6.2. NOTWITHSTANDING ANYTHING TO THE CONTRARY CONTAINED HEREIN, UNDER NO EVENT SHALL PARAZERO’S MAXIMUM CUMULATIVE LIABILITY IN CONNECTION WITH THIS AGREEMENT AND/OR THE PRODUCTS EXCEED THE AGGREGATE AMOUNT ACTUALLY PAID BY CUSTOMER TO PARAZERO HEREUNDER IN THE 12 MONTH PERIOD IMMEDIATELY PRECEDING THE LAST DATE OF EVENTS GIVING RISE TO SUCH LIABILITY.
7. | TERM AND TERMINATION |
7.1. The term of this Agreement shall be valid from the Effective Date and for 10 years thereafter, subject to any provisions hereunder regarding termination rights.

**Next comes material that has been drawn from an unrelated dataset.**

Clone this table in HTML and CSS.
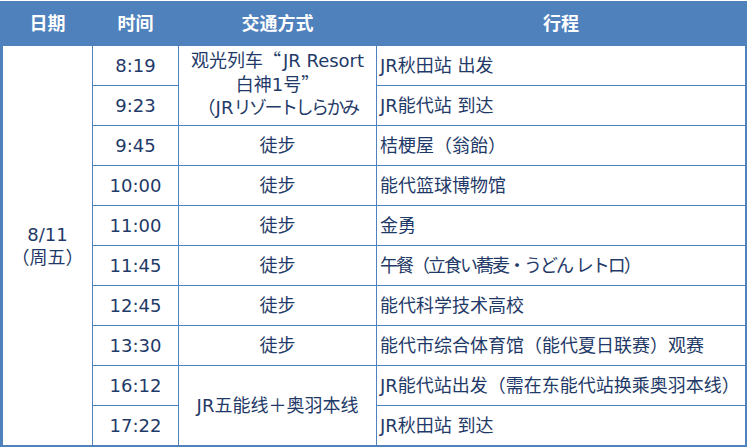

This Agreement may be extended by a mutual written consent of the Parties (the "Term").
7.2. Customer shall be entitled to terminate this Agreement for any reason (or for no reason) by providing a prior written notice of 30 days to the other Party.
7.3. In the event that Customer fails to order at least 75% of the aggregate amount of Products covered by 2 consecutive Forecasts (i.e. at least 75% of the annual amount of Products), in any particular calendar year, then Customer shall have 30 days from the end of such calendar year to pay Parazero an amount equal to (i) the number of Products Customer is required to order so as to reach at least 75% of the aggregate amount of Products covered by such 2 consecutive Forecasts, multiplied by (ii) the price per Product paid in the last Order submitted by Customer. In the event Customer shall not pay such amount within such time period, Parazero shall be entitled to terminate this Agreement by a written notice with immediate effect.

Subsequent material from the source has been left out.